▸ **WHAT YOU WILL DO**
Go through the listing and write out all of it exactly.
* * * * * * *
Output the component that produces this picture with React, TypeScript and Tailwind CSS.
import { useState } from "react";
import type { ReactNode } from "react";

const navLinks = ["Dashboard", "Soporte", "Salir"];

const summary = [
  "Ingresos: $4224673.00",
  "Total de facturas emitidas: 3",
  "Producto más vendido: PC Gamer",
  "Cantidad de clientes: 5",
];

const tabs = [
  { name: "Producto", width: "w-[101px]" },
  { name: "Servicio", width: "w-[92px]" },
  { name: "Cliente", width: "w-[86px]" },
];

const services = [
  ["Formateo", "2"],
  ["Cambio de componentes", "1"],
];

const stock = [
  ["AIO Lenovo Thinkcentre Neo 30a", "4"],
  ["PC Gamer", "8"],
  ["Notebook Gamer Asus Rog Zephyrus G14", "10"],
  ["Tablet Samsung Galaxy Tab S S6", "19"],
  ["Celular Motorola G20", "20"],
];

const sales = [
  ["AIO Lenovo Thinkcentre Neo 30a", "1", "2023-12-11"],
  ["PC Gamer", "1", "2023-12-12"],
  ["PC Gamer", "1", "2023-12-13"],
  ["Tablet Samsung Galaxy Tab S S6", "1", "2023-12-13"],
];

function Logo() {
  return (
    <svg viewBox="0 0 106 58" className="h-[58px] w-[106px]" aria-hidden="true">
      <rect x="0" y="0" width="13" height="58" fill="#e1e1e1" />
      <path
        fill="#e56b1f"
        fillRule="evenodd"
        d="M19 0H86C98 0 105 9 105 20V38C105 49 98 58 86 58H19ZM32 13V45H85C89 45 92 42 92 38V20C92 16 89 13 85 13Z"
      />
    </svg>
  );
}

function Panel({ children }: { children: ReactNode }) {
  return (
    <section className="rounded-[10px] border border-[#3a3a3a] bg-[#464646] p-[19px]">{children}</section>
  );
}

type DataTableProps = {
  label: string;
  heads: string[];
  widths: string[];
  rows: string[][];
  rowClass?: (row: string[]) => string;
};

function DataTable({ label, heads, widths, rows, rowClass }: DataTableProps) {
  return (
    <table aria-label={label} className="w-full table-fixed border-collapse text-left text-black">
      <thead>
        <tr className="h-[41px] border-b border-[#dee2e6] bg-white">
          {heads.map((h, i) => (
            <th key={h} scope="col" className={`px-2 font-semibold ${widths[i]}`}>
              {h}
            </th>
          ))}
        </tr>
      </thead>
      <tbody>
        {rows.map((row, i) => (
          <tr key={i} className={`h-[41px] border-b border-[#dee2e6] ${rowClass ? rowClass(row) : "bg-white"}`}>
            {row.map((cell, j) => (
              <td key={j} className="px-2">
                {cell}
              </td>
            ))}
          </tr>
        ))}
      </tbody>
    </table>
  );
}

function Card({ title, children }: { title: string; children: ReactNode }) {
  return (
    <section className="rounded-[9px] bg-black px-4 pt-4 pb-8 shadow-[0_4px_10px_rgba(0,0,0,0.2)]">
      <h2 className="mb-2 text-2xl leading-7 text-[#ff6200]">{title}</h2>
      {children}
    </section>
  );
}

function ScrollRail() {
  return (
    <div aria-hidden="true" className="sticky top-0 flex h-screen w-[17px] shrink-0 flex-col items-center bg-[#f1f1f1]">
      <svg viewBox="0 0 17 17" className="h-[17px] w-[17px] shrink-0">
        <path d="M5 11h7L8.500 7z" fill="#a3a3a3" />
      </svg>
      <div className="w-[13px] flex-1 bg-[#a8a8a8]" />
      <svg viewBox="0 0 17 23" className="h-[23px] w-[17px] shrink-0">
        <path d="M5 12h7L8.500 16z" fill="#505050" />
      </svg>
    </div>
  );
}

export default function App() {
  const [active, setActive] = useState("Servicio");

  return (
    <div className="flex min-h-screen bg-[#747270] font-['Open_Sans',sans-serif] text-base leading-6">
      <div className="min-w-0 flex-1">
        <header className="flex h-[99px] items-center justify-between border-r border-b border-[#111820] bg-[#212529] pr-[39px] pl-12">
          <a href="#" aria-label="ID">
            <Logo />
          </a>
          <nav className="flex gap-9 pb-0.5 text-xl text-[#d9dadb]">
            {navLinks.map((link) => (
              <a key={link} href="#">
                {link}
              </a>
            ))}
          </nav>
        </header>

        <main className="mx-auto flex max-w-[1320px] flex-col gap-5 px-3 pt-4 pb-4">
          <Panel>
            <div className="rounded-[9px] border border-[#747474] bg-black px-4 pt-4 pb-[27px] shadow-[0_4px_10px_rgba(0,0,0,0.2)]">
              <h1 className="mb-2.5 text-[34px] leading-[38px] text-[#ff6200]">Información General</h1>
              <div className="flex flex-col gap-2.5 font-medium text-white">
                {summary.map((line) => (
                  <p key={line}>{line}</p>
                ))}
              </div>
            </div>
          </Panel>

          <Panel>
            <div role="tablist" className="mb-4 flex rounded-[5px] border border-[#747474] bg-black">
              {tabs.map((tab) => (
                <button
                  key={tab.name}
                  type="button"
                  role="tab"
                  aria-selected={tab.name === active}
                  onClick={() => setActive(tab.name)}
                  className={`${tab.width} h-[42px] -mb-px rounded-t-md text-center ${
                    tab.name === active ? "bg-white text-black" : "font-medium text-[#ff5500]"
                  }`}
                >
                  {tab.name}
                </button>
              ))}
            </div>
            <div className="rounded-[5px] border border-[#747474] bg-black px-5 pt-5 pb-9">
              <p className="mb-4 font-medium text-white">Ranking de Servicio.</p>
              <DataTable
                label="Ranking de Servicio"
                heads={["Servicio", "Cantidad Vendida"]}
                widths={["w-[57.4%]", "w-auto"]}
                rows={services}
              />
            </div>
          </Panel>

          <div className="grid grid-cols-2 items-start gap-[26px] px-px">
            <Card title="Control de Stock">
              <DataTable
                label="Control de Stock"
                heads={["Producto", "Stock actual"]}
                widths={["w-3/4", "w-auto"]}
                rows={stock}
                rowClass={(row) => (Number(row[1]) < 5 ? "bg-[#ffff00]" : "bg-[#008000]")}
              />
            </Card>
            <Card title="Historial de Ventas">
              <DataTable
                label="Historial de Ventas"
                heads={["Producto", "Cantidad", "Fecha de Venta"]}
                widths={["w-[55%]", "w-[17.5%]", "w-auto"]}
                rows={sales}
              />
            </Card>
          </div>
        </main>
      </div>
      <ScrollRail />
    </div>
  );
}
* * * * * * *
▸ **SOLUTION FOR THIS PROBLEM**
Output the component that produces this picture with React, TypeScript and Tailwind CSS.
import { useState } from "react";
import type { ReactNode } from "react";

const navLinks = ["Dashboard", "Soporte", "Salir"];

const summary = [
  "Ingresos: $4224673.00",
  "Total de facturas emitidas: 3",
  "Producto más vendido: PC Gamer",
  "Cantidad de clientes: 5",
];

const tabs = [
  { name: "Producto", width: "w-[101px]" },
  { name: "Servicio", width: "w-[92px]" },
  { name: "Cliente", width: "w-[86px]" },
];

const services = [
  ["Formateo", "2"],
  ["Cambio de componentes", "1"],
];

const stock = [
  ["AIO Lenovo Thinkcentre Neo 30a", "4"],
  ["PC Gamer", "8"],
  ["Notebook Gamer Asus Rog Zephyrus G14", "10"],
  ["Tablet Samsung Galaxy Tab S S6", "19"],
  ["Celular Motorola G20", "20"],
];

const sales = [
  ["AIO Lenovo Thinkcentre Neo 30a", "1", "2023-12-11"],
  ["PC Gamer", "1", "2023-12-12"],
  ["PC Gamer", "1", "2023-12-13"],
  ["Tablet Samsung Galaxy Tab S S6", "1", "2023-12-13"],
];

function Logo() {
  return (
    <svg viewBox="0 0 106 58" className="h-[58px] w-[106px]" aria-hidden="true">
      <rect x="0" y="0" width="13" height="58" fill="#e1e1e1" />
      <path
        fill="#e56b1f"
        fillRule="evenodd"
        d="M19 0H86C98 0 105 9 105 20V38C105 49 98 58 86 58H19ZM32 13V45H85C89 45 92 42 92 38V20C92 16 89 13 85 13Z"
      />
    </svg>
  );
}

function Panel({ children }: { children: ReactNode }) {
  return (
    <section className="rounded-[10px] border border-[#3a3a3a] bg-[#464646] p-[19px]">{children}</section>
  );
}

type DataTableProps = {
  label: string;
  heads: string[];
  widths: string[];
  rows: string[][];
  rowClass?: (row: string[]) => string;
};

function DataTable({ label, heads, widths, rows, rowClass }: DataTableProps) {
  return (
    <table aria-label={label} className="w-full table-fixed border-collapse text-left text-black">
      <thead>
        <tr className="h-[41px] border-b border-[#dee2e6] bg-white">
          {heads.map((h, i) => (
            <th key={h} scope="col" className={`px-2 font-semibold ${widths[i]}`}>
              {h}
            </th>
          ))}
        </tr>
      </thead>
      <tbody>
        {rows.map((row, i) => (
          <tr key={i} className={`h-[41px] border-b border-[#dee2e6] ${rowClass ? rowClass(row) : "bg-white"}`}>
            {row.map((cell, j) => (
              <td key={j} className="px-2">
                {cell}
              </td>
            ))}
          </tr>
        ))}
      </tbody>
    </table>
  );
}

function Card({ title, children }: { title: string; children: ReactNode }) {
  return (
    <section className="rounded-[9px] bg-black px-4 pt-4 pb-8 shadow-[0_4px_10px_rgba(0,0,0,0.2)]">
      <h2 className="mb-2 text-2xl leading-7 text-[#ff6200]">{title}</h2>
      {children}
    </section>
  );
}

function ScrollRail() {
  return (
    <div aria-hidden="true" className="sticky top-0 flex h-screen w-[17px] shrink-0 flex-col items-center bg-[#f1f1f1]">
      <svg viewBox="0 0 17 17" className="h-[17px] w-[17px] shrink-0">
        <path d="M5 11h7L8.500 7z" fill="#a3a3a3" />
      </svg>
      <div className="w-[13px] flex-1 bg-[#a8a8a8]" />
      <svg viewBox="0 0 17 23" className="h-[23px] w-[17px] shrink-0">
        <path d="M5 12h7L8.500 16z" fill="#505050" />
      </svg>
    </div>
  );
}

export default function App() {
  const [active, setActive] = useState("Servicio");

  return (
    <div className="flex min-h-screen bg-[#747270] font-['Open_Sans',sans-serif] text-base leading-6">
      <div className="min-w-0 flex-1">
        <header className="flex h-[99px] items-center justify-between border-r border-b border-[#111820] bg-[#212529] pr-[39px] pl-12">
          <a href="#" aria-label="ID">
            <Logo />
          </a>
          <nav className="flex gap-9 pb-0.5 text-xl text-[#d9dadb]">
            {navLinks.map((link) => (
              <a key={link} href="#">
                {link}
              </a>
            ))}
          </nav>
        </header>

        <main className="mx-auto flex max-w-[1320px] flex-col gap-5 px-3 pt-4 pb-4">
          <Panel>
            <div className="rounded-[9px] border border-[#747474] bg-black px-4 pt-4 pb-[27px] shadow-[0_4px_10px_rgba(0,0,0,0.2)]">
              <h1 className="mb-2.5 text-[34px] leading-[38px] text-[#ff6200]">Información General</h1>
              <div className="flex flex-col gap-2.5 font-medium text-white">
                {summary.map((line) => (
                  <p key={line}>{line}</p>
                ))}
              </div>
            </div>
          </Panel>

          <Panel>
            <div role="tablist" className="mb-4 flex rounded-[5px] border border-[#747474] bg-black">
              {tabs.map((tab) => (
                <button
                  key={tab.name}
                  type="button"
                  role="tab"
                  aria-selected={tab.name === active}
                  onClick={() => setActive(tab.name)}
                  className={`${tab.width} h-[42px] -mb-px rounded-t-md text-center ${
                    tab.name === active ? "bg-white text-black" : "font-medium text-[#ff5500]"
                  }`}
                >
                  {tab.name}
                </button>
              ))}
            </div>
            <div className="rounded-[5px] border border-[#747474] bg-black px-5 pt-5 pb-9">
              <p className="mb-4 font-medium text-white">Ranking de Servicio.</p>
              <DataTable
                label="Ranking de Servicio"
                heads={["Servicio", "Cantidad Vendida"]}
                widths={["w-[57.4%]", "w-auto"]}
                rows={services}
              />
            </div>
          </Panel>

          <div className="grid grid-cols-2 items-start gap-[26px] px-px">
            <Card title="Control de Stock">
              <DataTable
                label="Control de Stock"
                heads={["Producto", "Stock actual"]}
                widths={["w-3/4", "w-auto"]}
                rows={stock}
                rowClass={(row) => (Number(row[1]) < 5 ? "bg-[#ffff00]" : "bg-[#008000]")}
              />
            </Card>
            <Card title="Historial de Ventas">
              <DataTable
                label="Historial de Ventas"
                heads={["Producto", "Cantidad", "Fecha de Venta"]}
                widths={["w-[55%]", "w-[17.5%]", "w-auto"]}
                rows={sales}
              />
            </Card>
          </div>
        </main>
      </div>
      <ScrollRail />
    </div>
  );
}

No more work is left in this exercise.